性质:马尔可夫子链(Markov Subchains)

\(X_{1} \rightarrow \cdots \rightarrow X_{n}\)是马尔可夫链, \(\mathcal{N}_{n} = \left\{1, 2, \cdots, n\right\}\),对于\(\mathcal{N}_{n}\)的子集\(\alpha\),用\(X_{\alpha}\)表示\(\left\{X_{i}: i \in \alpha\right\}\)。给定\(\mathcal{N}_{n}\)的不相交子集\(\alpha_{1}, \cdots, \alpha_{m}\),若对于所有的\(k_{j} \in \alpha_{j}, j = 1, \cdots, m\)\(k_{1} \lt \cdots \lt k_{m}\),则\(X_{\alpha_{1}}\rightarrow\cdots\rightarrow X_{\alpha_{m}}\)构成一个马尔可夫链。

2. 香农信息度量

(entropy):

随机变量\(X\)的熵定义为:\(\displaystyle H(X) = -\sum_{x\in \mathcal{X}}p(x)\log p(x) = \sum_{x \in \mathcal{X}}p(x)\log \frac{1}{p(x)}\)

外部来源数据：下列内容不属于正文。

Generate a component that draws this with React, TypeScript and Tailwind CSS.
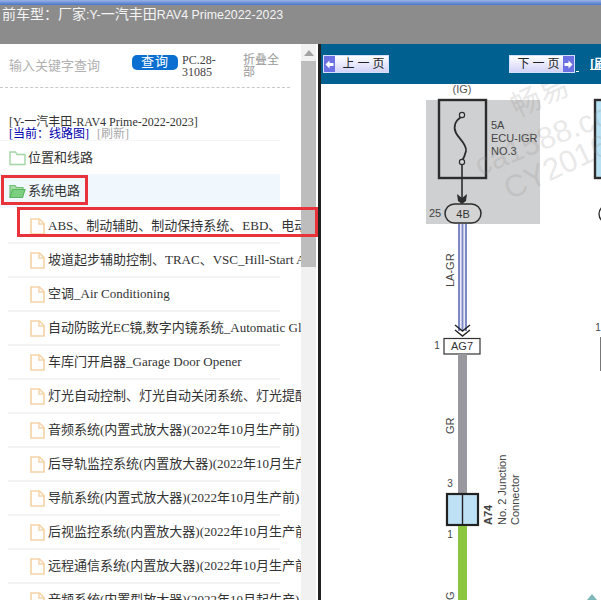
const rows = [
  "ABS、制动辅助、制动保持系统、EBD、电动驻车制动系统",
  "坡道起步辅助控制、TRAC、VSC_Hill-Start Assist Control",
  "空调_Air Conditioning",
  "自动防眩光EC镜,数字内镜系统_Automatic Glare-Resistant",
  "车库门开启器_Garage Door Opener",
  "灯光自动控制、灯光自动关闭系统、灯光提醒系统",
  "音频系统(内置式放大器)(2022年10月生产前)",
  "后导轨监控系统(内置放大器)(2022年10月生产前)",
  "导航系统(内置式放大器)(2022年10月生产前)",
  "后视监控系统(内置放大器)(2022年10月生产前)",
  "远程通信系统(内置放大器)(2022年10月生产前)",
  "音频系统(内置型放大器)(2022年10月起生产)",
];

function FolderIcon({ open }: { open?: boolean }) {
  return (
    <svg width="17" height="16" viewBox="0 0 17 16" className="shrink-0">
      {open ? (
        <>
          <path d="M1 14V2.5h5l1.5 2H14V7" fill="#a5dca5" stroke="#6fbf73" strokeWidth="1.2" />
          <path d="M1 14.5 3.5 6.5H16l-2.5 8z" fill="#7ccf80" stroke="#5cb563" strokeWidth="1.2" />
        </>
      ) : (
        <path d="M1 14.5V2h5.5l1.5 2.5h8v10z" fill="#fff" stroke="#a3d4a3" strokeWidth="1.4" />
      )}
    </svg>
  );
}

function FileIcon() {
  return (
    <svg width="15" height="17" viewBox="0 0 15 17" className="shrink-0">
      <path d="M1 1h8.5L14 5.5V16H1z" fill="#fff" stroke="#f6d3a6" strokeWidth="1.6" />
      <path d="M9 1v5h5" fill="none" stroke="#f6d3a6" strokeWidth="1.4" />
    </svg>
  );
}

function PageButton({ label, next }: { label: string; next?: boolean }) {
  const arrow = (
    <span className="flex h-full w-[11px] shrink-0 items-center justify-center bg-[#6b70e2]">
      <svg width="9" height="9" viewBox="0 0 9 9">
        <path d={next ? "M0.5 3h4V0.5L8.5 4.5l-4 4V6h-4z" : "M8.5 3h-4V0.5L0.5 4.5l4 4V6h4z"} fill="#fff" />
      </svg>
    </span>
  );
  return (
    <div className="flex h-[18px] w-[66px] shrink-0 items-center border border-[#d5defa] bg-gradient-to-b from-[#ffffff] to-[#d3d3f8]">
      {!next && arrow}
      <span className="flex-1 pl-[7px] text-center text-[12px] tracking-[3px] text-[#222]">{label}</span>
      {next && arrow}
    </div>
  );
}

function Diagram() {
  return (
    <svg viewBox="321 84 280 516" width="280" height="516" className="block font-['Liberation_Sans','Noto_Sans_CJK_SC',sans-serif]">
      <rect x="426" y="100" width="114" height="124" fill="#cfd0d1" />
      <text x="462" y="93" fontSize="11" textAnchor="middle" fill="#555">(IG)</text>
      <rect x="439" y="100" width="47" height="78" fill="none" stroke="#2d2d2d" strokeWidth="2.4" />
      <path d="M461 117c-6 4-8 10-5 16 3 6 11 11 10 18-1 4-2 7-4 10" fill="none" stroke="#2d2d2d" strokeWidth="1.8" />
      <circle cx="462" cy="115" r="2.6" fill="#d8d8d8" stroke="#2d2d2d" strokeWidth="1.2" />
      <circle cx="462" cy="162" r="2.6" fill="#d8d8d8" stroke="#2d2d2d" strokeWidth="1.2" />
      <g fontSize="11" fill="#444">
        <text x="491" y="129">5A</text>
        <text x="491" y="142">ECU-IGR</text>
        <text x="491" y="155">NO.3</text>
        <text x="429" y="217">25</text>
      </g>
      <path d="M462 165v36" stroke="#2d2d2d" strokeWidth="1.6" />
      <path d="M457 194l5 4 5-4-1 7-4 3-4-3z" fill="#2d2d2d" />
      <rect x="445" y="204" width="36" height="19" rx="9.5" fill="#d4d4d4" stroke="#2d2d2d" strokeWidth="1.5" />
      <text x="463" y="218" fontSize="11" textAnchor="middle" fill="#333">4B</text>

      <rect x="458" y="224" width="9" height="107" fill="#7e88c6" />
      <rect x="460" y="224" width="1.6" height="107" fill="#e8eaf6" />
      <rect x="463.4" y="224" width="1.6" height="107" fill="#e8eaf6" />
      <path d="M455 325l7.5 6 7.5-6M455 330l7.5 6 7.5-6" fill="none" stroke="#222" strokeWidth="1.4" />
      <rect x="444" y="338.5" width="36" height="15.5" fill="#fff" stroke="#333" strokeWidth="1.2" />
      <text x="462" y="350" fontSize="11" textAnchor="middle" fill="#333">AG7</text>
      <text x="437" y="349" fontSize="10" textAnchor="middle" fill="#444">1</text>

      <rect x="458" y="354" width="9" height="140" fill="#98989e" />
      <rect x="447" y="494" width="31" height="31" fill="#bfe1f5" stroke="#222" strokeWidth="2.2" />
      <path d="M462.5 494v31" stroke="#222" strokeWidth="1.4" />
      <rect x="458" y="526" width="9" height="74" fill="#8cc63f" />
      <text x="450" y="487" fontSize="10" textAnchor="middle" fill="#444">3</text>
      <text x="450" y="538" fontSize="10" textAnchor="middle" fill="#444">1</text>

      <g fontSize="11" fill="#444">
        <text transform="translate(454 287) rotate(-90)">LA-GR</text>
        <text transform="translate(454 434) rotate(-90)">GR</text>
        <text transform="translate(454 600) rotate(-90)">G</text>
        <text transform="translate(492 525) rotate(-90)" fontWeight="700">A74</text>
        <text transform="translate(506 525) rotate(-90)">No. 2 Junction</text>
        <text transform="translate(519 525) rotate(-90)">Connector</text>
      </g>

      <rect x="595" y="100" width="10" height="78" fill="#b7e1f3" stroke="#2d2d2d" strokeWidth="2.4" />
      <rect x="599" y="205" width="20" height="18" rx="9" fill="#fff" stroke="#2d2d2d" strokeWidth="1.4" />
      <text x="598" y="331" fontSize="10" textAnchor="middle" fill="#444">1</text>
      <path d="M600.5 337v34" stroke="#777" strokeWidth="1" />
      <path d="M587 600l5-6 5 6z" fill="#7fb8b8" />

      <g fill="#8a8a8a" fillOpacity="0.2">
        <text transform="translate(517 118) rotate(-25)" fontSize="30">畅易</text>
        <text transform="translate(480 176) rotate(-22)" fontSize="31">ca1588.com</text>
        <text transform="translate(510 200) rotate(-25)" fontSize="31">CY2016</text>
      </g>
    </svg>
  );
}

export default function App() {
  return (
    <div className="flex h-[600px] w-[601px] flex-col overflow-hidden bg-white font-['Liberation_Serif','Noto_Sans_CJK_SC',serif]">
      <div className="h-[5px] shrink-0 bg-gradient-to-b from-[#9ab4e6] to-[#4a74c9]" />
      <div className="h-[39px] shrink-0 overflow-hidden bg-[#8c8c8c] pl-[2px] font-['Liberation_Sans','Noto_Sans_CJK_SC',sans-serif] text-[14px] leading-[18px] whitespace-pre text-[#f4f4f4]">
        前车型：厂家<span className="text-[12.4px]">:Y-</span>一汽丰田<span className="text-[12.4px]">RAV4 Prime2022-2023</span>
      </div>

      <div className="flex min-h-0 flex-1">
        <div className="relative flex w-[318px] shrink-0">
          <div className="w-[301px] shrink-0 overflow-hidden">
            <div className="flex h-[44px] w-[290px] items-center border-b border-dashed border-[#c8c8c8]">
              <div className="ml-[9px] w-[123px] text-[13px] text-[#b0b0b0]">输入关键字查询</div>
              <div className="mb-[7px] h-[15px] w-[46px] rounded-[5px] bg-[#0a6fd0] text-center text-[13px] leading-[14px] tracking-[1px] text-white">查询</div>
              <div className="ml-[4px] w-[61px] text-[12px] leading-[12px] text-[#444]">PC.28-<br />31085</div>
              <div className="w-[37px] text-[12px] leading-[12px] text-[#999]">折叠全部</div>
            </div>

            <div className="mt-[28px] pl-[9px] text-[12px] leading-[12px] whitespace-nowrap">
              <div className="text-[#333]">[Y-一汽丰田-RAV4 Prime-2022-2023]</div>
              <div className="text-[#0000b0]">
                [当前：线路图]<span className="ml-[8px] text-[#aaa]">[刷新]</span>
              </div>
            </div>

            <div className="w-[280px] text-[13px] text-[#333]">
              <div className="flex h-[34px] items-center gap-[2px] border-t border-[#f5f5f5] pl-[9px]">
                <FolderIcon />
                位置和线路
              </div>
              <div className="flex h-[34px] items-center gap-[2px] bg-[#f0f8fe] pl-[9px]">
                <FolderIcon open />
                系统电路
              </div>
              <div className="pt-[2px]">
                {rows.map((row) => (
                  <div key={row} className="ml-[8px] flex h-[34px] items-center gap-[3px] border-b-2 border-[#f3f3f3] pl-[22px] whitespace-nowrap">
                    <FileIcon />
                    <span>{row}</span>
                  </div>
                ))}
              </div>
            </div>
          </div>

          <div className="flex h-full w-[15px] shrink-0 flex-col bg-[#f1f1f1]">
            <div className="flex h-[17px] items-center justify-center">
              <div className="h-0 w-0 border-x-[5px] border-b-[6px] border-x-transparent border-b-[#a3a3a3]" />
            </div>
            <div className="h-[206px] bg-[#bdbdbd]" />
          </div>

          <div className="absolute top-[131px] left-[1px] h-[30px] w-[87px] border-[3px] border-[#e8333a]" />
          <div className="absolute top-[163px] left-[17px] h-[30px] w-[301px] border-[3px] border-[#e8333a]" />
        </div>

        <div className="w-[3px] shrink-0 bg-[#222]" />

        <div className="flex min-w-0 flex-1 flex-col">
          <div className="flex h-[40px] shrink-0 items-center overflow-hidden bg-[#00608f] pl-[2px]">
            <PageButton label="上一页" />
            <div className="ml-[120px] shrink-0">
              <PageButton label="下一页" next />
            </div>
            <span className="mt-[14px] ml-[1px] h-[1px] w-[3px] shrink-0 bg-white" />
            <span className="ml-[11px] shrink-0 text-[13px] font-bold whitespace-nowrap text-white underline">[刷新]</span>
          </div>
          <Diagram />
        </div>
      </div>
    </div>
  );
}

\(\displaystyle \log \frac{1}{p(X)}\)\(X\)的信息量,则熵是信息量的期望,即\(H(X) = E \log\frac{1}{p(X)}\)

示例:二元随机变量的熵

\(X \sim \text{Bernoulli}(p)\),则\(H(p) = p \times \log \frac{1}{p} + (1-p) \times \log \frac{1}{1-p}\)\(H(p)\)是关于\(p\)的函数,函数在\(p = 0.5\)处取最大值。

联合熵(joint entropy):

随机变量\(X, Y\)的联合熵定义为:\(\displaystyle H(X, Y) = -\sum_{x,y}p(x,y)\log p(x,y) = \sum_{x,y}p(x,y)\log \frac{1}{p(x,y)}\)

\(\log \frac{1}{p(X,Y)}\)是二元组\((X, Y)\)的信息量。

条件熵(conditional entropy):

对于随机变量\(X, Y\)\(Y\)在给定\(X\)条件下的条件熵定义为:

\[\begin{align*} H(Y|X) &= \sum_{x}p(x)H(Y|X=x)\\ &= \sum_{x}p(x)\sum_{y}p(y|x)\log \frac{1}{p(y|x)}\\ &= \sum_{x,y}p(x,y)\log \frac{1}{p(y|x)}\\ &= E\log \frac{1}{p(Y|X)} \end{align*} \]

联合熵与条件熵的关系:\(H(X,Y)=H(X)+H(Y|X) = H(Y) + H(X|Y)\)

\(\displaystyle H(X,Y|Z,W=w,S=s,U) = \sum_{x,y,z,u}p(x,y,z,u|w,s)\log \frac{1}{p(x,y|z,w,s,u)}\)

互信息(mutual information):

随机变量\(X,Y\)之间的互信息定义为:\(\displaystyle I(X;Y) = \sum_{x,y}p(x,y)\log \frac{p(x,y)}{p(x)p(y)} = E \log \frac{p(X,Y)}{p(X)p(Y)}\)

互信息与条件熵的关系:

\(H(X) = H(X|Y) + I(X;Y)\)

\(H(Y) = H(Y|X) + I(X;Y)\)

条件互信息(conditional mutual information):

对于随机变量\(X, Y, Z\)\(X,Y\)在给定\(Z\)条件下的条件互信息定义为:

\[\begin{align*} I(X;Y|Z) &= \sum_{z}p(z)\sum_{x,y}p(x,y|z)\log\frac{p(x,y|z)}{p(x|z)p(y|z)} \\ &= \sum_{x,y,z}p(x,y,z)\log\frac{p(x,y|z)}{p(x|z)p(y|z)}\\ &= E\log\frac{p(X,Y|Z)}{p(X|Z)p(Y|Z)} \end{align*} \]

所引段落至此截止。